As it turns out, we humans are special when it comes to sleep. Compared to Old- and New-World monkeys, as well as apes, such as chimpanzees, orangutans, and gorillas, human sleep sticks out like the proverbial sore thumb. The total amount of time we spend asleep is markedly shorter than all other primates (eight hours, relative to the ten to fifteen hours of sleep observed in all other primates), yet we have a disproportionate amount of REM sleep, the stage in which we dream. Between 20 and 25 percent of our sleep time is dedicated to REM sleep dreaming, compared to an average of only 9 percent across all other primates! We are the anomalous data point when it comes to sleep time and dream time, relative to all other monkeys and apes. To understand how and why our sleep is so different is to understand the evolution of ape to man, from tree to ground.
Humans are exclusive terrestrial sleepers—we catch our Zs lying on the ground (or sometimes raised a little off it, on beds). Other primates will sleep arboreally, on branches or in nests. Only occasionally will other primates come out of trees to sleep on the ground. Great apes, for example, will build an entirely new treetop sleep nest, or platform, every single night. (Imagine having t
o set aside several hours each evening after dinner to construct a new IKEA bedframe before you can sleep!)
Sleeping in trees was an evolutionarily wise idea, up to a point. It provided safe haven from large, ground-hunting predators, such as hyenas, and small blood-sucking arthropods, including lice, fleas, and ticks. But when sleeping twenty to fifty feet up in the air, one has to be careful. Become too relaxed in your sleep depth when slouched on a branch or in a nest, and a dangling limb may be all the invitation gravity needs to bring you hurtling down to Earth in a life-ending fall, removing you from the gene pool. This is especially true for the stage of REM sleep, in which the brain completely paralyzes all voluntary muscles of the body, leaving you utterly limp—a literal bag of bones with no tension in your muscles. I’m sure you have never tried to rest a full bag of groceries on a tree branch, but I can assure you it’s far from easy. Even if you manage the delicate balancing act for a moment, it doesn’t last long. This body-balancing act was the challenge and danger of tree sleeping for our primate forebears, and it markedly constrained their sleep.

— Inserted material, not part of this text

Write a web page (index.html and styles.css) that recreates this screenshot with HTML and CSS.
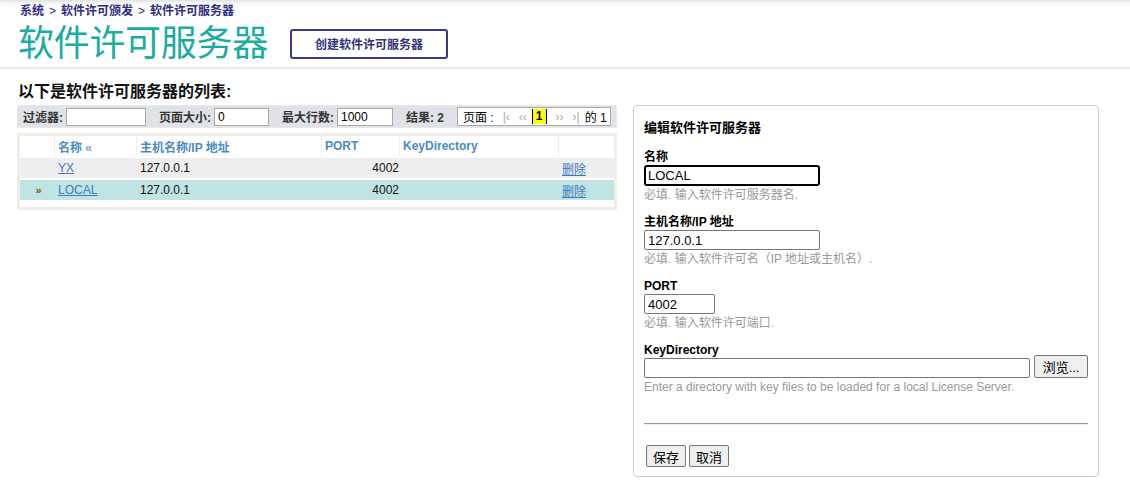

Homo erectus, the predecessor of Homo sapiens, was the first obligate biped, walking freely upright on two legs. We believe that Homo erectus was also the first dedicated ground sleeper. Shorter arms and an upright stance made tree living and sleeping very unlikely. How did Homo erectus (and by inference, Homo sapiens) survive in the predator-rich ground-sleeping environment, when leopards, hyenas, and saber-toothed tigers (all of which can hunt at night) are on the prowl, and terrestrial bloodsuckers abound? Part of the answer is fire. While there remains some debate, many believe that Homo erectus was the first to use fire, and fire was one of the most important catalysts—if not the most important—that enabled us to come out of the trees and live on terra firma. Fire is also one of the best explanations for how we were able to sleep safely on the ground. Fire would deter large carnivores, while the smoke provided an ingenious form of nighttime fumigation, repelling small insects ever keen to bite into our epidermis.